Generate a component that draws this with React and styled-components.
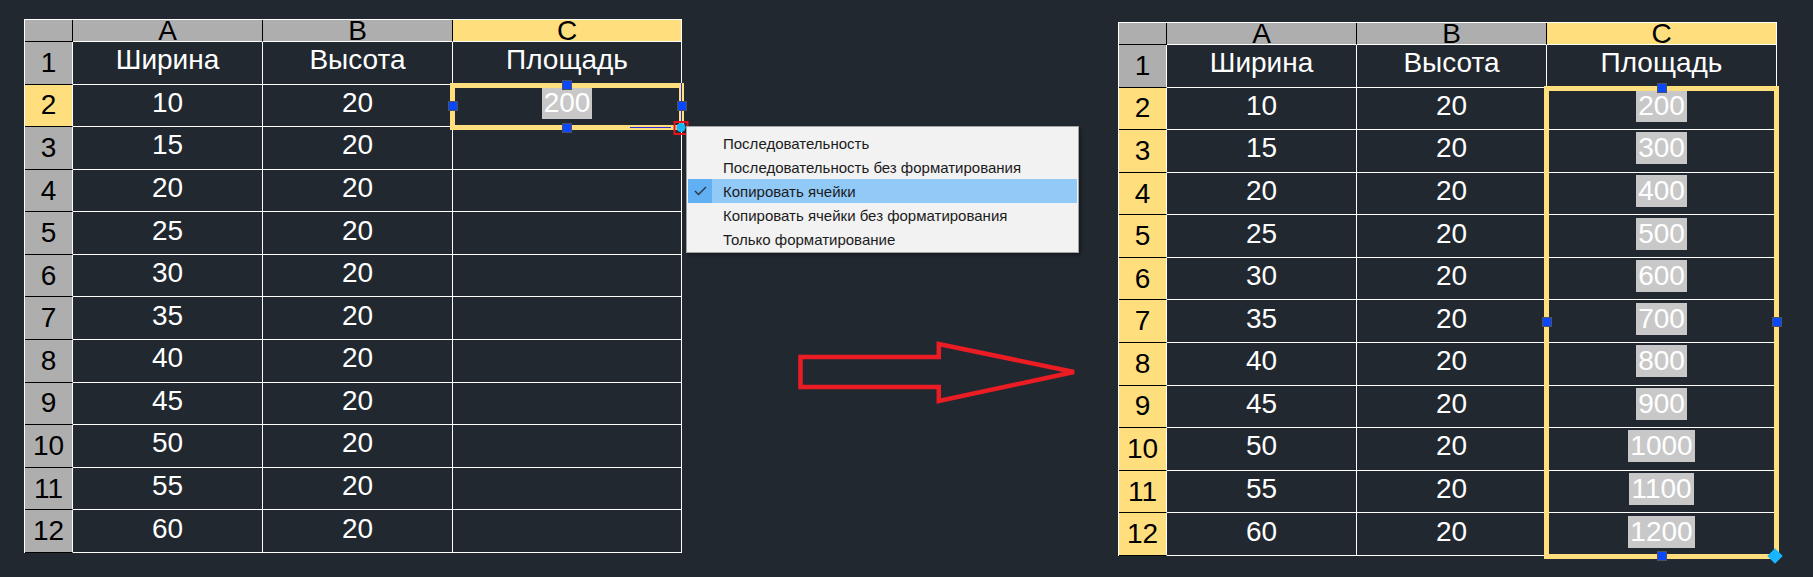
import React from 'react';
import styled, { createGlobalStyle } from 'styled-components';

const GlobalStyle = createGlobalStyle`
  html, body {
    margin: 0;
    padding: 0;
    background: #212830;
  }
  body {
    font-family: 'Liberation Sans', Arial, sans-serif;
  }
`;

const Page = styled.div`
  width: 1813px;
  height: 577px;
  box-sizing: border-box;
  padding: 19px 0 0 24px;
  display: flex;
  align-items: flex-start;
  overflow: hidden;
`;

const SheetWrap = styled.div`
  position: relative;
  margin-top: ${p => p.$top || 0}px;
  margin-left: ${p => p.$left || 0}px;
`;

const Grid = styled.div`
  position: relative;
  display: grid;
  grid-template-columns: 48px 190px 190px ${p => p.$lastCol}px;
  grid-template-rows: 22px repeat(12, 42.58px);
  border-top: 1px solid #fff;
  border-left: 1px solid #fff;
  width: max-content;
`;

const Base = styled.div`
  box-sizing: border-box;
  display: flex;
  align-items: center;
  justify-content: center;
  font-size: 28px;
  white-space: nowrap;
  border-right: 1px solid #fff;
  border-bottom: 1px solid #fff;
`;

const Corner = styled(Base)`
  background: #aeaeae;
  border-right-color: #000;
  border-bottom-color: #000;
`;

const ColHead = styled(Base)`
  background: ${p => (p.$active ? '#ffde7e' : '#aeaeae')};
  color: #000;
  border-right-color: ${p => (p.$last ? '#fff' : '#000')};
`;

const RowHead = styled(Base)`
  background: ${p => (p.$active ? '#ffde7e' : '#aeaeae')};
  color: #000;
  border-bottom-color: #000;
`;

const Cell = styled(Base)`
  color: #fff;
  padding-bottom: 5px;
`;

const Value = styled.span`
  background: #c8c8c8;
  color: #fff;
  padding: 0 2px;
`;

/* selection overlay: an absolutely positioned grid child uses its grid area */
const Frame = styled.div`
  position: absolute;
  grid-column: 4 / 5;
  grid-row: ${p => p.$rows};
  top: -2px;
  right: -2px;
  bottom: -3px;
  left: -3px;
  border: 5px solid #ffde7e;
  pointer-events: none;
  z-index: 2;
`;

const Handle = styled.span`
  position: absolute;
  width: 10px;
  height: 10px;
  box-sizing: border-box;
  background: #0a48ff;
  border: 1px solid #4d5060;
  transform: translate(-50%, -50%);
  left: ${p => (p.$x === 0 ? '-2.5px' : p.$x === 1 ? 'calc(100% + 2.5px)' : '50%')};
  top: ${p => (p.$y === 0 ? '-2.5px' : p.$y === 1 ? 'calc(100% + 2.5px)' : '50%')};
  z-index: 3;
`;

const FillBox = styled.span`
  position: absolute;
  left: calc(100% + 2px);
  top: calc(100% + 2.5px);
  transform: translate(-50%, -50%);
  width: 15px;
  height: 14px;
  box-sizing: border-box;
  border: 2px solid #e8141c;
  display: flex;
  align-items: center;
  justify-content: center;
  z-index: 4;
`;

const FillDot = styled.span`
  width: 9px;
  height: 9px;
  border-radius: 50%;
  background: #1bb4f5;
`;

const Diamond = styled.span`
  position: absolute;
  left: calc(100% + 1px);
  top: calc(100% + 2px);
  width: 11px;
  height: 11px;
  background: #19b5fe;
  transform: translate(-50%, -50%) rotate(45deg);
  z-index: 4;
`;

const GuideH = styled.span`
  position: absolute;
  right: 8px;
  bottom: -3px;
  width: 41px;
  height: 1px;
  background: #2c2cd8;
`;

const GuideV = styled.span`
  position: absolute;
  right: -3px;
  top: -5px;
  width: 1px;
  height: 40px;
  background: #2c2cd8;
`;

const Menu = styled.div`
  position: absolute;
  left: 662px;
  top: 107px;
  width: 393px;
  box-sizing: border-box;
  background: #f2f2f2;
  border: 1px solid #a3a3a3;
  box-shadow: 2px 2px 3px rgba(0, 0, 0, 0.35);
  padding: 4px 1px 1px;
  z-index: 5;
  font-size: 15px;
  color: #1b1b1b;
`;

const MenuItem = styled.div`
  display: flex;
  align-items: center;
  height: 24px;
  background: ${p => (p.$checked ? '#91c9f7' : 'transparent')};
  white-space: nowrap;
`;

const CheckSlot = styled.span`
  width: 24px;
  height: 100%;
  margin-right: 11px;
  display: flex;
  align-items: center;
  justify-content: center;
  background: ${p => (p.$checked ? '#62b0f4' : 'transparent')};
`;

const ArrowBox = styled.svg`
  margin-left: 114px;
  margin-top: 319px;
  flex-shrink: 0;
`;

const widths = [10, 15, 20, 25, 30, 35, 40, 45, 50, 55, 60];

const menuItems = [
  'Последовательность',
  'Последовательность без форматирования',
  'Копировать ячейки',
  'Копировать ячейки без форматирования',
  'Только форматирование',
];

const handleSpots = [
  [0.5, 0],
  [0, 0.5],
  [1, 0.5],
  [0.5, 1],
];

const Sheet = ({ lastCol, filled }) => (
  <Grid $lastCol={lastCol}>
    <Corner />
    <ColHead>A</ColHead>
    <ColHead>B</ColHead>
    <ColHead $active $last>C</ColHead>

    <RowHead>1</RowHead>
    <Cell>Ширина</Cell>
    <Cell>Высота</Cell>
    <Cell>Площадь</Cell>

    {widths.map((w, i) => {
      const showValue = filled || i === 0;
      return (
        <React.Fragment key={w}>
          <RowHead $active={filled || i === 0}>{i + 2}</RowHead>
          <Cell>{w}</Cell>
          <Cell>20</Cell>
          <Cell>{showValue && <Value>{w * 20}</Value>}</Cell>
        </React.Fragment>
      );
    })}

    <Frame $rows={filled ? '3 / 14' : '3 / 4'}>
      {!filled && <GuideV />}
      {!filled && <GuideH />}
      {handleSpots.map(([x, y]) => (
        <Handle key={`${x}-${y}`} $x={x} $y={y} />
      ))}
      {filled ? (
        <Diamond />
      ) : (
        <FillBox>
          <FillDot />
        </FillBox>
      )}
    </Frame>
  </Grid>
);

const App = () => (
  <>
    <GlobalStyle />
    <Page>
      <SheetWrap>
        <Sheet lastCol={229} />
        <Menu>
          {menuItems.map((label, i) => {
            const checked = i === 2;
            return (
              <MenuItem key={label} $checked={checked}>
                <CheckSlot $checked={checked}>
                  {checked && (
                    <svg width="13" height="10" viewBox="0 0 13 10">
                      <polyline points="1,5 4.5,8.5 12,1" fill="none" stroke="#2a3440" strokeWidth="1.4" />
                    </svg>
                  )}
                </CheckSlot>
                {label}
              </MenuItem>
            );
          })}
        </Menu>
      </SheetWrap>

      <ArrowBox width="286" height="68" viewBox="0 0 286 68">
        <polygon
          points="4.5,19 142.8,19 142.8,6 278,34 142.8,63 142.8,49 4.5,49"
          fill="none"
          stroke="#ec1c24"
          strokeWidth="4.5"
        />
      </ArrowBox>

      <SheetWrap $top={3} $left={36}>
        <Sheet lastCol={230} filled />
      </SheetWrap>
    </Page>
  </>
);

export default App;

-=-=-=-=-

WRITTEN EXERCISE: In the material above, show every line where the word "components" turns up.

SOLUTION TO THE EXERCISE:
Generate a component that draws this with React and styled-components.
import styled, { createGlobalStyle } from 'styled-components';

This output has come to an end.